Qué duda cabe de que, cuando esta edición de Hispanidad aún esté en la red, España se habrá coronado campeona de la Copa Davis tras una apretada victoria sobre Del Potro Navaldián y compañía. Es algo sobre lo que no merece la pena discutir.

Pero dicho esto procede aludir a la pésima imagen que entre los españoles tienen los argentinos, el pueblo más brillante que conozco. Como ellos dicen, no es culpa suya: son una mezcla de españoles e italianos -explosiva mezcla- y han heredado lo peor de ambos (ahora mismo no recuerdo nada de lo mejor pero es cuestión de hacer memoria).

Cuando el antiguo cacique rural argentino le compra la libreta de voto al campesino, éste le preguntaba a quién había votado, a lo que el señor, contrariado, respondía: ¿Es que no sabes que el voto es secreto?. Más tarde, cuando la democracia comenzó a tomarse en serio, el mismo cacique, que ya peinaba canas, explicaba así la teoría a sus antiguos aparceros ahora empleados:

-Antes teníais un día de corrupción y cuatro años de democracia, ahora os conformáis con una día de democracia y cuatro de corrupción. Y desde su endemoniada argumentación hasta tenía una pizca de razón.

He dicho muchas veces que el aforismo del Cid Campeador el del Buen vasallo si hubiere buen Señor debe aplicarse a los argentinos antes que a ningún otro pueblo.

El argentino es brillante, pero durante el último medio siglo ha elevado la corrupción a rutina política. El matrimonio Kirchner es la pareja de cleptómanos más peligrosa que haya cundido en político. Aún así, la corrupción austral es pecuniaria, pero no mental, como la española. Los argentinos sólo se venden por dinero, lo que es ocupante pero no preocupante. Antes o después, el latrocinio se descubre.

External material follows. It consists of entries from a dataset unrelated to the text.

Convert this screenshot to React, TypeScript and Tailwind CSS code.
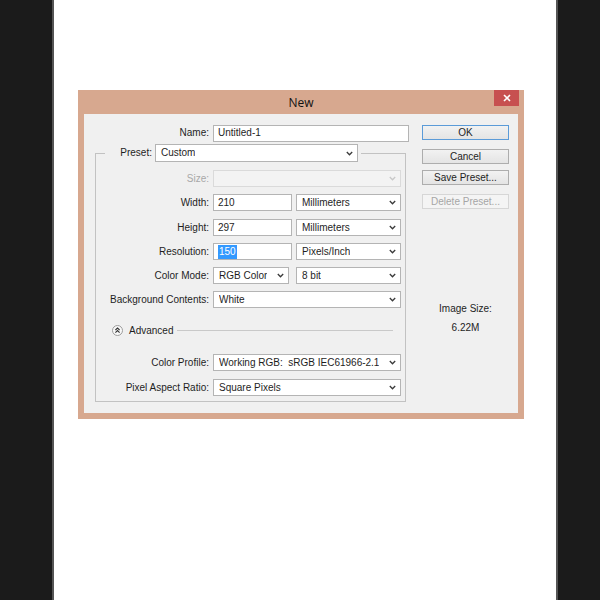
import React from "react";

function Chevron({ disabled }: { disabled?: boolean }) {
  return (
    <svg width="7" height="5" viewBox="0 0 7 5" className="shrink-0">
      <path
        d="M0.8 1 L3.5 3.8 L6.2 1"
        fill="none"
        stroke={disabled ? "#c8c8c8" : "#3a3a3a"}
        strokeWidth="1.3"
      />
    </svg>
  );
}

function Select({
  value,
  className = "",
  disabled,
}: {
  value?: string;
  className?: string;
  disabled?: boolean;
}) {
  return (
    <div
      className={
        (disabled
          ? "border-[#dadada] bg-[#f3f3f3] "
          : "border-[#b4b4b4] bg-white ") +
        "flex h-[17px] items-center justify-between border pl-[5px] pr-[4px] " +
        className
      }
    >
      <span className="overflow-hidden whitespace-pre leading-none">{value}</span>
      <Chevron disabled={disabled} />
    </div>
  );
}

function Input({ children, className = "" }: { children: React.ReactNode; className?: string }) {
  return (
    <div
      className={
        "flex h-[17px] items-center border border-[#b4b4b4] bg-white pl-[4px] leading-none " +
        className
      }
    >
      {children}
    </div>
  );
}

function Row({
  label,
  children,
  className = "",
  labelClass = "",
}: {
  label: string;
  children: React.ReactNode;
  className?: string;
  labelClass?: string;
}) {
  return (
    <div className={"flex h-[17px] items-center " + className}>
      <div className={"w-[113px] shrink-0 text-right leading-none " + labelClass}>{label}</div>
      <div className="ml-[4px] flex w-[188px] items-center">{children}</div>
    </div>
  );
}

function Button({
  children,
  className = "",
  variant = "normal",
}: {
  children: React.ReactNode;
  className?: string;
  variant?: "normal" | "default" | "disabled";
}) {
  const look =
    variant === "default"
      ? "border-[#5b9bd8] bg-linear-to-b from-[#f2f2f2] to-[#e4e4e4] text-[#1e1e1e]"
      : variant === "disabled"
      ? "border-[#d6d6d6] bg-[#f4f4f4] text-[#a6a6a6]"
      : "border-[#adadad] bg-linear-to-b from-[#f2f2f2] to-[#e4e4e4] text-[#1e1e1e]";
  return (
    <div
      className={
        "flex h-[15px] w-full items-center justify-center border leading-none " +
        look +
        " " +
        className
      }
    >
      {children}
    </div>
  );
}

function AdvancedIcon() {
  return (
    <svg width="11" height="11" viewBox="0 0 11 11" className="shrink-0">
      <circle cx="5.5" cy="5.5" r="5" fill="#f8f8f8" stroke="#9c9c9c" strokeWidth="1" />
      <path
        d="M3.4 5 L5.5 3 L7.6 5 M3.4 7.6 L5.5 5.6 L7.6 7.6"
        fill="none"
        stroke="#333"
        strokeWidth="1.1"
      />
    </svg>
  );
}

function Dialog() {
  return (
    <div className="w-[446px] bg-[#d7a88f] px-[6px] pb-[6px]">
      <div className="grid h-[24px] grid-cols-[1fr_auto_1fr]">
        <div />
        <div className="self-center pt-[2px] font-['Open_Sans',sans-serif] text-[12px] leading-none text-[#111]">
          New
        </div>
        <div className="-mr-[1px] flex h-[16px] w-[25px] items-center justify-center self-start justify-self-end bg-[#c75050]">
          <svg width="8" height="8" viewBox="0 0 8 8">
            <path d="M1 1 L7 7 M7 1 L1 7" stroke="#fff" strokeWidth="1.6" />
          </svg>
        </div>
      </div>

      <div className="flex h-[299px] bg-[#f0f0f0] pl-[11px] pt-[11px]">
        {/* left column */}
        <div className="w-[314px]">
          <div className="flex h-[16px] items-center">
            <div className="w-[114px] text-right leading-none">Name:</div>
            <Input className="ml-[4px] h-[16px] w-[196px]">Untitled-1</Input>
          </div>

          <fieldset className="mt-[3px] w-[311px] border border-[#c2c2c2] pb-[5px] pr-[4px]">
            <legend className="ml-[9px] pr-[3px]">
              <div className="flex items-center">
                <div className="w-[47px] text-right leading-none">Preset:</div>
                <Select value="Custom" className="ml-[3px] h-[18px] w-[203px]" />
              </div>
            </legend>

            <div className="pt-[8px]">
              <Row label="Size:" labelClass="text-[#a8a8a8]">
                <Select disabled className="w-[188px]" />
              </Row>
              <Row label="Width:" className="mt-[7px]">
                <Input className="w-[79px]">210</Input>
                <Select value="Millimeters" className="ml-[4px] w-[105px]" />
              </Row>
              <Row label="Height:" className="mt-[8px]">
                <Input className="w-[79px]">297</Input>
                <Select value="Millimeters" className="ml-[4px] w-[105px]" />
              </Row>
              <Row label="Resolution:" className="mt-[7px]">
                <Input className="w-[79px]">
                  <span className="bg-[#3399ff] px-[1px] py-[2px] text-white">150</span>
                </Input>
                <Select value="Pixels/Inch" className="ml-[4px] w-[105px]" />
              </Row>
              <Row label="Color Mode:" className="mt-[7px]">
                <Select value="RGB Color" className="w-[76px]" />
                <Select value="8 bit" className="ml-[7px] w-[105px]" />
              </Row>
              <Row label="Background Contents:" className="mt-[7px]">
                <Select value="White" className="w-[188px]" />
              </Row>

              <div className="mt-[14px] flex h-[17px] items-center pl-[16px] pr-[8px]">
                <AdvancedIcon />
                <span className="ml-[6px] leading-none">Advanced</span>
                <div className="ml-[4px] h-px flex-1 bg-[#c9c9c9]" />
              </div>

              <Row label="Color Profile:" className="mt-[15px]">
                <Select value="Working RGB:  sRGB IEC61966-2.1" className="w-[188px]" />
              </Row>
              <Row label="Pixel Aspect Ratio:" className="mt-[8px]">
                <Select value="Square Pixels" className="w-[188px]" />
              </Row>
            </div>
          </fieldset>
        </div>

        {/* right column */}
        <div className="ml-[13px] flex w-[87px] flex-col items-center">
          <Button variant="default">OK</Button>
          <Button className="mt-[9px]">Cancel</Button>
          <Button className="mt-[6px]">Save Preset...</Button>
          <Button className="mt-[9px]" variant="disabled">
            Delete Preset...
          </Button>
          <div className="mt-[94px] leading-[12px]">Image Size:</div>
          <div className="mt-[7px] leading-[12px]">6.22M</div>
        </div>
      </div>
    </div>
  );
}

export default function App() {
  return (
    <div className="flex h-[600px] w-[600px] font-['Liberation_Sans',Arial,sans-serif] text-[10px] text-[#1e1e1e]">
      <div className="w-[54px] border-r-2 border-[#555555] bg-[#1b1b1b]" />
      <div className="flex-1 bg-white pl-[24px] pt-[90px]">
        <Dialog />
      </div>
      <div className="w-[44px] border-l-2 border-[#555555] bg-[#1b1b1b]" />
    </div>
  );
}
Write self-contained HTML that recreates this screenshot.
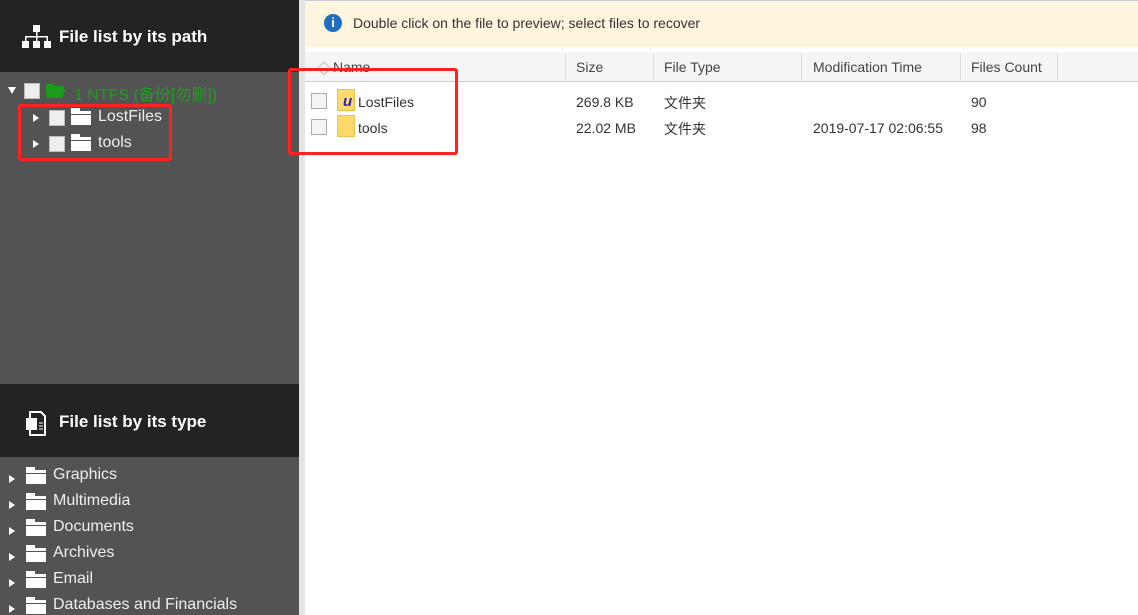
<!DOCTYPE html><html><head><style>
body{margin:0;width:1138px;height:615px;overflow:hidden;font-family:"Liberation Sans","Noto Sans CJK SC",sans-serif;position:relative;background:#fff}
.a{position:absolute}
.lp{left:0;top:0;width:299px;height:615px;background:#535353}
.hd{left:0;width:299px;background:#232323;color:#fff;font-weight:bold;font-size:17px}
.t{color:#eee;font-size:16px}
.tri{width:0;height:0;border-left:6px solid #fff;border-top:4px solid transparent;border-bottom:4px solid transparent}
.cb{width:14px;height:14px;background:#eee;border:1px solid #bbb}
.fold{width:20px;height:14px;background:#fff}
.fold:before{content:"";position:absolute;left:0;top:-3px;width:9px;height:3px;background:#fff}
.fold:after{content:"";position:absolute;left:0;top:3px;width:20px;height:1px;background:#535353}
.c{font-size:14px;color:#333}
.ck{width:14px;height:14px;border:1px solid #aaa;background:#f4f4f4}
.hc{font-size:14px;color:#444;top:59px}
.sep{top:54px;width:1px;height:26px;background:#ddd}
.red{border:3px solid #f22;border-radius:3px}
</style></head><body>
<div class="a lp"></div>
<div class="a hd" style="top:0;height:72px"><span class="a" style="left:59px;top:27px">File list by its path</span>
<svg class="a" style="left:22px;top:24px" width="30" height="26"><rect x="11" y="1" width="7" height="7" fill="#fff"/><rect x="14" y="8" width="1.5" height="5" fill="#fff"/><rect x="3" y="12" width="23" height="1.5" fill="#fff"/><rect x="3" y="12" width="1.5" height="5" fill="#fff"/><rect x="14" y="12" width="1.5" height="5" fill="#fff"/><rect x="24.5" y="12" width="1.5" height="5" fill="#fff"/><rect x="0" y="17" width="7" height="7" fill="#fff"/><rect x="11" y="17" width="7" height="7" fill="#fff"/><rect x="22" y="17" width="7" height="7" fill="#fff"/></svg></div>
<div class="a" style="left:8px;top:87px;width:0;height:0;border-top:7px solid #fff;border-left:4px solid transparent;border-right:4px solid transparent"></div>
<div class="a cb" style="left:24px;top:83px"></div>
<svg class="a" style="left:46px;top:83px" width="20" height="15"><path d="M0 1h7l2 2h9v3H4L0 14z" fill="#1a9c1a"/><path d="M4 6h16l-4 9H0z" fill="#1a9c1a"/></svg>
<span class="a" style="left:74px;top:81px;color:#1e9e1e;font-size:16px">1 NTFS (备份[勿删])</span>
<div class="a tri" style="left:33px;top:114px"></div><div class="a cb" style="left:49px;top:110px"></div><div class="a fold" style="left:71px;top:111px"></div><span class="a t" style="left:98px;top:108px">LostFiles</span>
<div class="a tri" style="left:33px;top:140px"></div><div class="a cb" style="left:49px;top:136px"></div><div class="a fold" style="left:71px;top:137px"></div><span class="a t" style="left:98px;top:134px">tools</span>
<div class="a red" style="left:18px;top:104px;width:148px;height:51px"></div>
<div class="a hd" style="top:384px;height:73px"><span class="a" style="left:59px;top:28px">File list by its type</span>
<svg class="a" style="left:25px;top:27px" width="24" height="26"><path d="M5 1h11l4 4v19H5z" fill="none" stroke="#fff" stroke-width="2"/><rect x="1" y="7" width="11" height="12" fill="#fff"/><path d="M14 12h4M14 15h4M14 18h4" stroke="#fff"/></svg></div>
<div id="types"></div>
<script>
var n=["Graphics","Multimedia","Documents","Archives","Email","Databases and Financials"];
n.forEach(function(s,i){var y=466+i*26;document.write('<div class="a tri" style="left:9px;top:'+(y+9)+'px"></div><div class="a fold" style="left:26px;top:'+(y+4)+'px"></div><span class="a t" style="left:53px;top:'+y+'px">'+s+'</span>');});
</script>
<div class="a" style="left:299px;top:0;width:6px;height:615px;background:#e4e4e4"></div>
<div class="a" style="left:305px;top:0;width:833px;height:46px;background:#fdf5dd;border-top:1px solid #ccc"></div>
<div class="a" style="left:324px;top:14px;width:18px;height:18px;border-radius:50%;background:#1f6fc0;color:#fff;font-weight:bold;font-size:13px;text-align:center;line-height:18px">i</div>
<span class="a" style="left:353px;top:15px;font-size:14px;color:#333">Double click on the file to preview; select files to recover</span>
<div class="a" style="left:305px;top:52px;width:833px;height:29px;background:#f5f5f5;border-bottom:1px solid #ccc"></div>
<span class="a hc" style="left:317px;color:#999">◇</span><span class="a hc" style="left:333px">Name</span>
<div class="a sep" style="left:565px"></div><span class="a hc" style="left:576px">Size</span>
<div class="a sep" style="left:653px"></div><span class="a hc" style="left:664px">File Type</span>
<div class="a sep" style="left:801px"></div><span class="a hc" style="left:813px">Modification Time</span>
<div class="a sep" style="left:960px"></div><span class="a hc" style="left:971px">Files Count</span>
<div class="a sep" style="left:1057px"></div>
<div class="a ck" style="left:311px;top:93px"></div><div class="a" style="left:337px;top:89px;width:16px;height:20px;background:#fcd96a;border:1px solid #e8c050"></div><span class="a" style="left:343px;top:93px;color:#2222cc;font-weight:bold;font-style:italic;font-size:15px">u</span><span class="a c" style="left:358px;top:94px">LostFiles</span>
<div class="a ck" style="left:311px;top:119px"></div><div class="a" style="left:337px;top:115px;width:16px;height:20px;background:#fcd96a;border:1px solid #e8c050"></div><span class="a c" style="left:358px;top:120px">tools</span>
<span class="a c" style="left:576px;top:94px">269.8 KB</span><span class="a c" style="left:664px;top:93px">文件夹</span><span class="a c" style="left:971px;top:94px">90</span>
<span class="a c" style="left:576px;top:120px">22.02 MB</span><span class="a c" style="left:664px;top:119px">文件夹</span><span class="a c" style="left:813px;top:120px">2019-07-17 02:06:55</span><span class="a c" style="left:971px;top:120px">98</span>
<div class="a red" style="left:288px;top:68px;width:164px;height:81px"></div>
</body></html>
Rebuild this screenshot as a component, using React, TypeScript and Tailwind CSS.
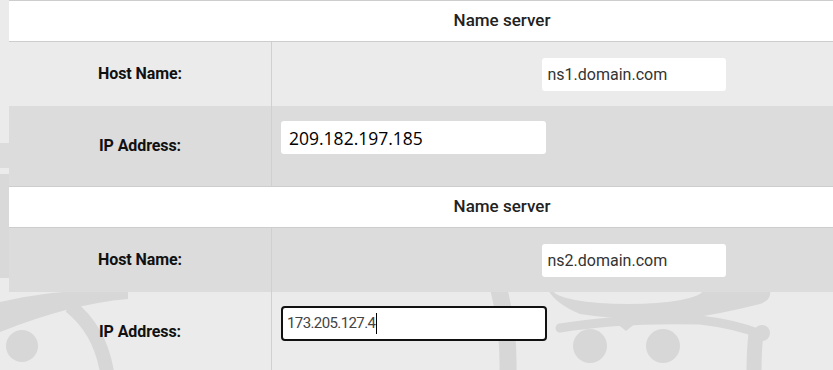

Por contra, los españoles, mucho más honrados con el dinero público, es decir, con el dinero privado administrado por el Fisco, nos corrompemos ideológicamente. En plata, que somos unos sectarios. La corrupción argentina no lava el cerebro, la española sí. El porteño se vende por dinero, el español por resentimiento.

En España decimos que los argentinos no son sinceros. Yo creo que sí lo son, tanto o más que los españoles. Lo que ocurre es que no se engañan a sí mismos. Los políticos argentinos roban, ciertamente, más que los españoles, pero no se les ocurriría calificar su latrocinio como solidaridad.

Son ladrones, pero no gilipollas. Los españoles sí, porque la corrupción ideológica es muy sencilla: consiste en convertir el mal en bien y el bien en mal, bajo un mandamiento único: bueno es lo que yo hago, malo lo que hace mi adversario.